The physicists observed the change in the electronic and thus in the optical properties by firing a second, also very short pulse onto a thin sample of GST after the first laser pulse. Since they varied the interval between the two light pulses in the process, they were able to, as in a film, record that the electronic structure rearranges itself immediately.
The optical properties change independently of the structure
“We were able to distinguish between the changes in the optical properties and those in the structure only because we combined this method with a second one,” explains Lutz Waldecker, who played a crucial role in the experiments as part of his doctoral work. He and his colleagues tracked the structural change with short bursts of electrons, which race through a crystal differently than through irregularly structured materials. Since the researchers also sent the electrons after the exciting laser pulse with a different delay, they observed that the regular arrangement of the atoms is maintained longer than the electronic structure. According to the observations, more than five picoseconds – this is a few millionths of a millionth of a second – elapse after the exciting light pulse arrives before the crystal starts to melt. The crystal loses its regular structure in the process.
Although five picoseconds sounds short, this time is sufficient to qualify the material for uses other than data storage. Since the realignment of the atoms causes stress and eventually fractures in the material, the atomic lattice of a substance cannot be rearranged infinitely often. But it is precisely this aspect which forms part of the specification profile for a rapid switch in the optical data stream. “If we succeed in quickly removing the energy which is required for the structural change, the crystalline structure could be maintained,” says Lutz Waldecker.

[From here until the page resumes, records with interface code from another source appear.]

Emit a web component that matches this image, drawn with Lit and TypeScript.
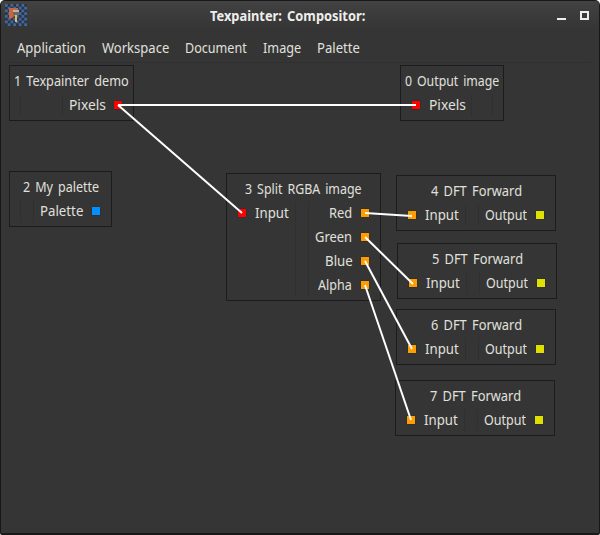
import { LitElement, html, svg, css } from "lit";
import { customElement, property } from "lit/decorators.js";
import { styleMap } from "lit/directives/style-map.js";

interface Port { name: string; width: number; color: string }
interface GraphNode {
  title: string; titleWidth: number;
  x: number; y: number; width: number;
  left: number; right: number;
  inputs: Port[]; outputs: Port[];
}

const RED = "#ff0000", ORANGE = "#ff9c00", YELLOW = "#e0e000", BLUE = "#0090ff";

const dft = (id: number, x: number, y: number): GraphNode => ({
  title: `${id} DFT Forward`, titleWidth: 91, x, y, width: 160, left: 68, right: 76,
  inputs: [{ name: "Input", width: 34, color: ORANGE }],
  outputs: [{ name: "Output", width: 42, color: YELLOW }],
});

const NODES: GraphNode[] = [
  { title: "1 Texpainter demo", titleWidth: 115, x: 9, y: 65, width: 125, left: 10, right: 70,
    inputs: [], outputs: [{ name: "Pixels", width: 36.5, color: RED }] },
  { title: "0 Output image", titleWidth: 94, x: 400, y: 65, width: 104, left: 70, right: 10,
    inputs: [{ name: "Pixels", width: 36.5, color: RED }], outputs: [] },
  { title: "2 My palette", titleWidth: 76, x: 9, y: 171, width: 103, left: 10, right: 77,
    inputs: [], outputs: [{ name: "Palette", width: 43.5, color: BLUE }] },
  { title: "3 Split RGBA image", titleWidth: 117, x: 226, y: 173, width: 155, left: 68, right: 71,
    inputs: [{ name: "Input", width: 34, color: RED }],
    outputs: [
      { name: "Red", width: 23, color: ORANGE },
      { name: "Green", width: 37, color: ORANGE },
      { name: "Blue", width: 27.5, color: ORANGE },
      { name: "Alpha", width: 34, color: ORANGE },
    ] },
  dft(4, 396, 175), dft(5, 397, 243), dft(6, 396, 309), dft(7, 395, 380),
];

const LINKS = [
  [118, 105, 416, 105], [118, 105, 242, 213], [365, 213, 412, 216],
  [365, 237, 413, 284], [365, 261, 412, 349], [365, 285, 411, 420],
];

/** A label condensed or widened to fill its allotted width. */
@customElement("fit-label")
class FitLabel extends LitElement {
  @property() text = "";
  @property({ type: Number }) width = 0;
  static styles = css`
    :host { display: block; white-space: pre; flex: none; }
    span { display: inline-block; transform-origin: 0 50%; word-spacing: 2px; }
  `;
  render() { return html`<span>${this.text}</span>`; }
  updated() {
    const span = this.renderRoot.querySelector("span")!;
    span.style.transform = `scaleX(${this.width / span.offsetWidth})`;
    this.style.width = `${this.width}px`;
  }
}

@customElement("graph-node")
class GraphNodeView extends LitElement {
  @property({ attribute: false }) node!: GraphNode;
  static styles = css`
    :host { display: block; }
    .box { box-sizing: border-box; border: 1px solid #1c1c1c; padding: 4px 0; display: flex; flex-direction: column; align-items: center; }
    .title { height: 24px; line-height: 22px; }
    .body { align-self: stretch; display: flex; }
    .col { display: flex; flex-direction: column; flex: none; margin: -1px 0; }
    .sep { width: 1px; background: #303030; flex: none; }
    .mid { flex: 1; min-height: 22px; }
    .port { display: flex; align-items: center; gap: 9px; height: 24px; line-height: 24px; padding-left: 11px; }
    .out { justify-content: flex-end; padding: 0 11px 0 0; }
    .dot { flex: none; width: 8px; height: 8px; box-shadow: 0 0 1px #00000080; }
  `;
  render() {
    const n = this.node;
    return html`<div class="box" style=${styleMap({ width: `${n.width}px` })}>
      <div class="title"><fit-label .text=${n.title} .width=${n.titleWidth}></fit-label></div>
      <div class="body">
        <div class="col" style=${styleMap({ width: `${n.left}px` })}>
          ${n.inputs.map((p) => html`<div class="port"><i class="dot" style=${styleMap({ background: p.color })}></i><fit-label .text=${p.name} .width=${p.width}></fit-label></div>`)}
        </div>
        <div class="sep"></div><div class="mid"></div><div class="sep"></div>
        <div class="col" style=${styleMap({ width: `${n.right}px` })}>
          ${n.outputs.map((p) => html`<div class="port out"><fit-label .text=${p.name} .width=${p.width}></fit-label><i class="dot" style=${styleMap({ background: p.color })}></i></div>`)}
        </div>
      </div>
    </div>`;
  }
}

@customElement("app-root")
class AppRoot extends LitElement {
  static styles = css`
    :host { display: block; width: 600px; height: 535px; background: #fff; font: 14px/24px "Noto Sans", "Open Sans", sans-serif; color: #e0e0dd; }
    .window { position: relative; box-sizing: border-box; width: 600px; height: 535px; border: 1px solid #181818; border-bottom-width: 2px; border-radius: 5px 5px 2px 2px; background: linear-gradient(#424242, #353535 28px); overflow: hidden; }
    .titlebar { height: 31px; display: grid; grid-template-columns: 209px 156px 1fr; }
    .logo { margin: 3px 0 0 4px; display: block; }
    .caption { font-weight: bold; line-height: 29px; color: #eeeeec; }
    .controls { display: flex; justify-content: flex-end; gap: 14px; padding: 10px 10px 0 0; height: 9px; align-items: flex-end; }
    .min { width: 9px; height: 2px; background: #eeeeec; }
    .max { width: 9px; height: 9px; box-sizing: border-box; border: 2px solid #eeeeec; }
    .menu { display: flex; gap: 16px; height: 30px; margin: 0 8px; padding-left: 8px; border-bottom: 1px solid #303030; line-height: 32px; }
    .item { position: absolute; }
    .links { position: absolute; left: -1px; top: -1px; pointer-events: none; }
  `;
  render() {
    const checks = [];
    for (let r = 0; r < 8; r++) for (let c = 0; c < 8; c++)
      if ((r + c) % 2 === 0) checks.push(svg`<rect x=${c * 2.75} y=${r * 2.75} width="2.75" height="2.75" fill="#42679f"/>`);
    const menu: [string, number][] = [["Application", 69], ["Workspace", 67], ["Document", 62], ["Image", 38], ["Palette", 43]];
    return html`<div class="window">
      <div class="titlebar">
        <svg class="logo" width="22" height="22" viewBox="0 0 22 22">
          <rect width="22" height="22" fill="#2b3440"/>
          ${checks}
          <path d="M4 4H13V10L10 12L8 13L6 15L4 14Z" fill="#c9663e"/>
          <path d="M8 6H14V8H8Z" fill="#b5b8b2"/><path d="M8 8H14V11H8Z" fill="#666b68"/>
          <path d="M10 11H12V18H10Z" fill="#e4b865"/>
        </svg>
        <fit-label class="caption" .text=${"Texpainter: Compositor:"} .width=${155}></fit-label>
        <div class="controls"><i class="min"></i><i class="max"></i></div>
      </div>
      <div class="menu">${menu.map(([t, w]) => html`<fit-label .text=${t} .width=${w}></fit-label>`)}</div>
      ${NODES.map((n) => html`<graph-node class="item" .node=${n} style=${styleMap({ left: `${n.x - 1}px`, top: `${n.y - 1}px` })}></graph-node>`)}
      <svg class="links" width="600" height="535" stroke="#fff" stroke-width="2">
        ${LINKS.map(([a, b, c, d]) => svg`<line x1=${a} y1=${b} x2=${c} y2=${d} />`)}
      </svg>
    </div>`;
  }
}
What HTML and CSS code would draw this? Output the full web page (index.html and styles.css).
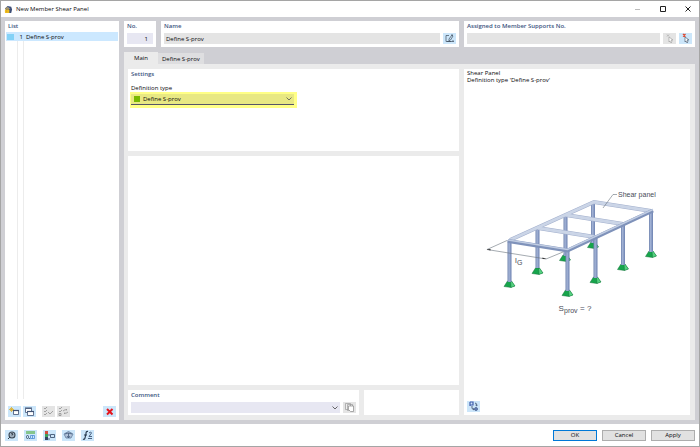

The energy could be removed quickly if a GST layer were sandwiched between two thin graphite layers or even between two layers of graphene. The sheets of cross-linked carbon atoms of which graphene is comprised fulfil the necessary requirements. The physicists in Ralph Ernstorfer’s group now want to experiment further with precisely these sandwiches of different materials. “We want to investigate which states the electrons arrive at as they are excited and how the energy can flow away in sandwich structures,” says Ralph Ernstorfer. In this way, he and his colleagues want to bring GST into a position where it can act as a light switch for optical data processing as well.